===== Given records

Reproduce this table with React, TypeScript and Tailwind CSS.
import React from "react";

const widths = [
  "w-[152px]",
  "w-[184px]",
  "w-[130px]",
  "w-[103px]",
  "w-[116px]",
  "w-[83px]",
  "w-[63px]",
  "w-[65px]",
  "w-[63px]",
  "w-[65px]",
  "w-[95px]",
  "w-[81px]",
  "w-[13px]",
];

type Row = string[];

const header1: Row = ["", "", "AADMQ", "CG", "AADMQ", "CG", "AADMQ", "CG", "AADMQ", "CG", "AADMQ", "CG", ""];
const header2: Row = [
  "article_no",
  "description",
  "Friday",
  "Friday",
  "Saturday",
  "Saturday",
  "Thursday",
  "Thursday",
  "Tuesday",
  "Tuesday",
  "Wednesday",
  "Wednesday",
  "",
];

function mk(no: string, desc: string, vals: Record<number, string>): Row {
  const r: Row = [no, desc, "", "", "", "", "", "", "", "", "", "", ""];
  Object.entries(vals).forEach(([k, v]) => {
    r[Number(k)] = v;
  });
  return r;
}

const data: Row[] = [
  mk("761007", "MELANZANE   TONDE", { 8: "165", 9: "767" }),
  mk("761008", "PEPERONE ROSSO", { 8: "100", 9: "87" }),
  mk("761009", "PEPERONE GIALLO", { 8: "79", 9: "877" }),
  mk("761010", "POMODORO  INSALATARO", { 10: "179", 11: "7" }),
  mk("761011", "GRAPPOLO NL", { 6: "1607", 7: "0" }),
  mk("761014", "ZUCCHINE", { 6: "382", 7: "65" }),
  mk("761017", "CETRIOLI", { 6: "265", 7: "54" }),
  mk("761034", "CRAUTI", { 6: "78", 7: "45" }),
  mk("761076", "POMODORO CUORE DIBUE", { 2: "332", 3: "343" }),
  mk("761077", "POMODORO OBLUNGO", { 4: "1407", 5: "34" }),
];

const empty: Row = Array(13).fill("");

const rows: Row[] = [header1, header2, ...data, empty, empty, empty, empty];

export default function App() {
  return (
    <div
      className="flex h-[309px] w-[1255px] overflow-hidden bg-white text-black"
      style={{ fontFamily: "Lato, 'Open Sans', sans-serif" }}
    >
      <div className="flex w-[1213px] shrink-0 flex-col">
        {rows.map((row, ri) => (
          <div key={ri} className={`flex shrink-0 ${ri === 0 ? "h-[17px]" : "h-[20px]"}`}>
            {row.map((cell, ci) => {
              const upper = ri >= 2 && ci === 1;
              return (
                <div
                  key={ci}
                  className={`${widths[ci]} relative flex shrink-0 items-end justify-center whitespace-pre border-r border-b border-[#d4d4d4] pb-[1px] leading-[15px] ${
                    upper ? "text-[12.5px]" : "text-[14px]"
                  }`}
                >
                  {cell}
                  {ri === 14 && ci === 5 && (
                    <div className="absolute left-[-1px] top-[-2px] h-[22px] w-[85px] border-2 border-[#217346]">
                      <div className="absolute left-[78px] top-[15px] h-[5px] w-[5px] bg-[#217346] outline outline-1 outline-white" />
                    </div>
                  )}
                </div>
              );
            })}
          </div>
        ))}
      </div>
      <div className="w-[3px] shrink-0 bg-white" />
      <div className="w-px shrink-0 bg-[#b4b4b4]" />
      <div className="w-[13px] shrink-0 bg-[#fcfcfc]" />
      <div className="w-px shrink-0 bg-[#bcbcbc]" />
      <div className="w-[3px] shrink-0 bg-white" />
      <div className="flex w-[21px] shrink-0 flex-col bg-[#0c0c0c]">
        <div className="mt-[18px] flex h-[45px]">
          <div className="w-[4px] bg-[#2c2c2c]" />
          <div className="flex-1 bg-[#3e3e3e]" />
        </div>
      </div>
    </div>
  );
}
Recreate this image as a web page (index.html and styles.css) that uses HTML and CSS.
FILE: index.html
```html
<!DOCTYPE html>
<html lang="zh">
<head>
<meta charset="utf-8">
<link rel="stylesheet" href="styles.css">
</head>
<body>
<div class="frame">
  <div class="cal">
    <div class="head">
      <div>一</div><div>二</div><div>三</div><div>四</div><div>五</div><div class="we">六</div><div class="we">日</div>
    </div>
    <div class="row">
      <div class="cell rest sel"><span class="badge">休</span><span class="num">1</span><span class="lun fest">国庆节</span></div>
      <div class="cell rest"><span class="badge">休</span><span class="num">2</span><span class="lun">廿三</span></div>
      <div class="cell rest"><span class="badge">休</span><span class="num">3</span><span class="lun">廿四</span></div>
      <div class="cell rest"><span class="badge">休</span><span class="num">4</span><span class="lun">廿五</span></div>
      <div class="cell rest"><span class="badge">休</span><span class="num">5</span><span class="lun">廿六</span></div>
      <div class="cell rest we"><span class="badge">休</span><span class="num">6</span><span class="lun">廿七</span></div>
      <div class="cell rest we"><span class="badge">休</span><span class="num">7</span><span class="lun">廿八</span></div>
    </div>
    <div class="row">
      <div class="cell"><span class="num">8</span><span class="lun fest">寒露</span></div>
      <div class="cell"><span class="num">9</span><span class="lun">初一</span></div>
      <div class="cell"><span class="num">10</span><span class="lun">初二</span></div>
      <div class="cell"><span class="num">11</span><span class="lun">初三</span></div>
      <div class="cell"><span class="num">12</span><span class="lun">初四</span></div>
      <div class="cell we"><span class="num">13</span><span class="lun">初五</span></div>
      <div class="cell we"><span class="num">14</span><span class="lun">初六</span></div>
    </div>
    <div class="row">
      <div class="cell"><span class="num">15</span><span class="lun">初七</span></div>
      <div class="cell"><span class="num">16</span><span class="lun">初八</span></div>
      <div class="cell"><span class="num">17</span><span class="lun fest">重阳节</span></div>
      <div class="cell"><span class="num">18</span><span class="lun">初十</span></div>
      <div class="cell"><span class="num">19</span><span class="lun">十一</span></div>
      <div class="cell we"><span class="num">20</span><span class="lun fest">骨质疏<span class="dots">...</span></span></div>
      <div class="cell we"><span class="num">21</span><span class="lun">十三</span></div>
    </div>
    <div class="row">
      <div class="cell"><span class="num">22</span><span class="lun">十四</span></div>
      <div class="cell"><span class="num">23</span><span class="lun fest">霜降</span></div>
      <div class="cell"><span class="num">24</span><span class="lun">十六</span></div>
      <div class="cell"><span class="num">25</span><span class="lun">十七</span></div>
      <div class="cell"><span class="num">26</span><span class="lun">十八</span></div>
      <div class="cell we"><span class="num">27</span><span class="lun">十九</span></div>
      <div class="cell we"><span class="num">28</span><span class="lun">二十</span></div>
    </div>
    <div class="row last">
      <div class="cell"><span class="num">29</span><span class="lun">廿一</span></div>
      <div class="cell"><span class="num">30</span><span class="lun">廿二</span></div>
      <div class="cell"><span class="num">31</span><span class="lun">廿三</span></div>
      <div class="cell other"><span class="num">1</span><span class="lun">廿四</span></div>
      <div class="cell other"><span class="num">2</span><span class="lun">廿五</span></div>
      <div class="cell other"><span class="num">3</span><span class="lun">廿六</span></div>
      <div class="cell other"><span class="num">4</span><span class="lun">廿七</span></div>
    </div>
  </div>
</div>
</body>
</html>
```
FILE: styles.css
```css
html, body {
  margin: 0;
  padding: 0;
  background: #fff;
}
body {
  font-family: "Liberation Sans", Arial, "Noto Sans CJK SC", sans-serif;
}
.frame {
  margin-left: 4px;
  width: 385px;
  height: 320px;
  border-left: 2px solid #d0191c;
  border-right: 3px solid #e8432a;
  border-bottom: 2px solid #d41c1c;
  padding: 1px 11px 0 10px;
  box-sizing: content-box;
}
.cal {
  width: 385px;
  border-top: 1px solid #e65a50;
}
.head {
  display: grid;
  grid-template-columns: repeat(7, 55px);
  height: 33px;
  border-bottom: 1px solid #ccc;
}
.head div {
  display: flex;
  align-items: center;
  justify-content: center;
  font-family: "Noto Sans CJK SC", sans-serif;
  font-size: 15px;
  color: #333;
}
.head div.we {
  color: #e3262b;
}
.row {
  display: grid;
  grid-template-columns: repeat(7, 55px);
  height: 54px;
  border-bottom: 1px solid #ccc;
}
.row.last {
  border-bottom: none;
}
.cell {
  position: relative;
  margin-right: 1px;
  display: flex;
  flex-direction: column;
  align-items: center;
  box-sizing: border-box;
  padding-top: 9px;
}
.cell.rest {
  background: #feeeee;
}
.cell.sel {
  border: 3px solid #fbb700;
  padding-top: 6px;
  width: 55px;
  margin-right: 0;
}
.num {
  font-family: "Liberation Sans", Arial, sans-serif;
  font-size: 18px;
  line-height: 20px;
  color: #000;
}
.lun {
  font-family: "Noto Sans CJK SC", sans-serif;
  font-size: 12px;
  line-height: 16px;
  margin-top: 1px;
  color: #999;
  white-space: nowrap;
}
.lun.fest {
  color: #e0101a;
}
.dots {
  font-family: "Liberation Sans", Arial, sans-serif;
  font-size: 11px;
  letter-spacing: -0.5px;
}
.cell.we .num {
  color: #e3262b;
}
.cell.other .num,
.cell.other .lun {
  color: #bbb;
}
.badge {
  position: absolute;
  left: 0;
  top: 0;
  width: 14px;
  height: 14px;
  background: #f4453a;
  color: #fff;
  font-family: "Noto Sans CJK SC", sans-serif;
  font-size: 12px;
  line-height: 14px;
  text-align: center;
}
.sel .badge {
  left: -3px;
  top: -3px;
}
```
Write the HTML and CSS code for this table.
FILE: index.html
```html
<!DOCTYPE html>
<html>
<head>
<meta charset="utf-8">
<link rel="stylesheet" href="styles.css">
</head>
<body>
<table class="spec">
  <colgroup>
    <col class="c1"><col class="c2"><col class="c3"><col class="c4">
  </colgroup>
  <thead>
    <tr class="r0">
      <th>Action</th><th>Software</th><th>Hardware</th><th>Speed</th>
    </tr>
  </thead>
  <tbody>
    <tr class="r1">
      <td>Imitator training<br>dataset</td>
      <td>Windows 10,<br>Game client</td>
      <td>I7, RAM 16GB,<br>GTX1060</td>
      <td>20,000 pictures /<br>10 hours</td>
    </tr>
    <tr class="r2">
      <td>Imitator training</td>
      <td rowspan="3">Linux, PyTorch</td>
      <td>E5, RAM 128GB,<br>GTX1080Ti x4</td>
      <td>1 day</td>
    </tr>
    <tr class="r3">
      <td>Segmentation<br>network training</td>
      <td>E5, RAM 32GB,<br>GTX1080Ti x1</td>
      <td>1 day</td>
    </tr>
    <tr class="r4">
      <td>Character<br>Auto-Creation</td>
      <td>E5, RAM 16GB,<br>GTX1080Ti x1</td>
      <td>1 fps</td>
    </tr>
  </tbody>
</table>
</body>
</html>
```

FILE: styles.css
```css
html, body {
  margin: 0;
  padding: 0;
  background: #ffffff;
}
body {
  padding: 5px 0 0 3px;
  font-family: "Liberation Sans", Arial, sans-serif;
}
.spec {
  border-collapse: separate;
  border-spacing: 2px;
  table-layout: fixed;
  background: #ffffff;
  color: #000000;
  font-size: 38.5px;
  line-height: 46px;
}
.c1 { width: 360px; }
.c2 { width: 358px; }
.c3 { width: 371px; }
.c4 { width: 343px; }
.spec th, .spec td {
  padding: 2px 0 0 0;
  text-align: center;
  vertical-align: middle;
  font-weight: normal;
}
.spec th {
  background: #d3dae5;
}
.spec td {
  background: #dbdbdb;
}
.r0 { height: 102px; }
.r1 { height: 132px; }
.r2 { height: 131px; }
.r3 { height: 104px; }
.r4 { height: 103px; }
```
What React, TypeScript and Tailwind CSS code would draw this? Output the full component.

==========

(Task objective):
Everything from the first line of the records above to the line containing "const rows: Row[]", inclusive, should be repeated exactly; leave out the rest.

(Response):
Reproduce this table with React, TypeScript and Tailwind CSS.
import React from "react";

const widths = [
  "w-[152px]",
  "w-[184px]",
  "w-[130px]",
  "w-[103px]",
  "w-[116px]",
  "w-[83px]",
  "w-[63px]",
  "w-[65px]",
  "w-[63px]",
  "w-[65px]",
  "w-[95px]",
  "w-[81px]",
  "w-[13px]",
];

type Row = string[];

const header1: Row = ["", "", "AADMQ", "CG", "AADMQ", "CG", "AADMQ", "CG", "AADMQ", "CG", "AADMQ", "CG", ""];
const header2: Row = [
  "article_no",
  "description",
  "Friday",
  "Friday",
  "Saturday",
  "Saturday",
  "Thursday",
  "Thursday",
  "Tuesday",
  "Tuesday",
  "Wednesday",
  "Wednesday",
  "",
];

function mk(no: string, desc: string, vals: Record<number, string>): Row {
  const r: Row = [no, desc, "", "", "", "", "", "", "", "", "", "", ""];
  Object.entries(vals).forEach(([k, v]) => {
    r[Number(k)] = v;
  });
  return r;
}

const data: Row[] = [
  mk("761007", "MELANZANE   TONDE", { 8: "165", 9: "767" }),
  mk("761008", "PEPERONE ROSSO", { 8: "100", 9: "87" }),
  mk("761009", "PEPERONE GIALLO", { 8: "79", 9: "877" }),
  mk("761010", "POMODORO  INSALATARO", { 10: "179", 11: "7" }),
  mk("761011", "GRAPPOLO NL", { 6: "1607", 7: "0" }),
  mk("761014", "ZUCCHINE", { 6: "382", 7: "65" }),
  mk("761017", "CETRIOLI", { 6: "265", 7: "54" }),
  mk("761034", "CRAUTI", { 6: "78", 7: "45" }),
  mk("761076", "POMODORO CUORE DIBUE", { 2: "332", 3: "343" }),
  mk("761077", "POMODORO OBLUNGO", { 4: "1407", 5: "34" }),
];

const empty: Row = Array(13).fill("");

const rows: Row[] = [header1, header2, ...data, empty, empty, empty, empty];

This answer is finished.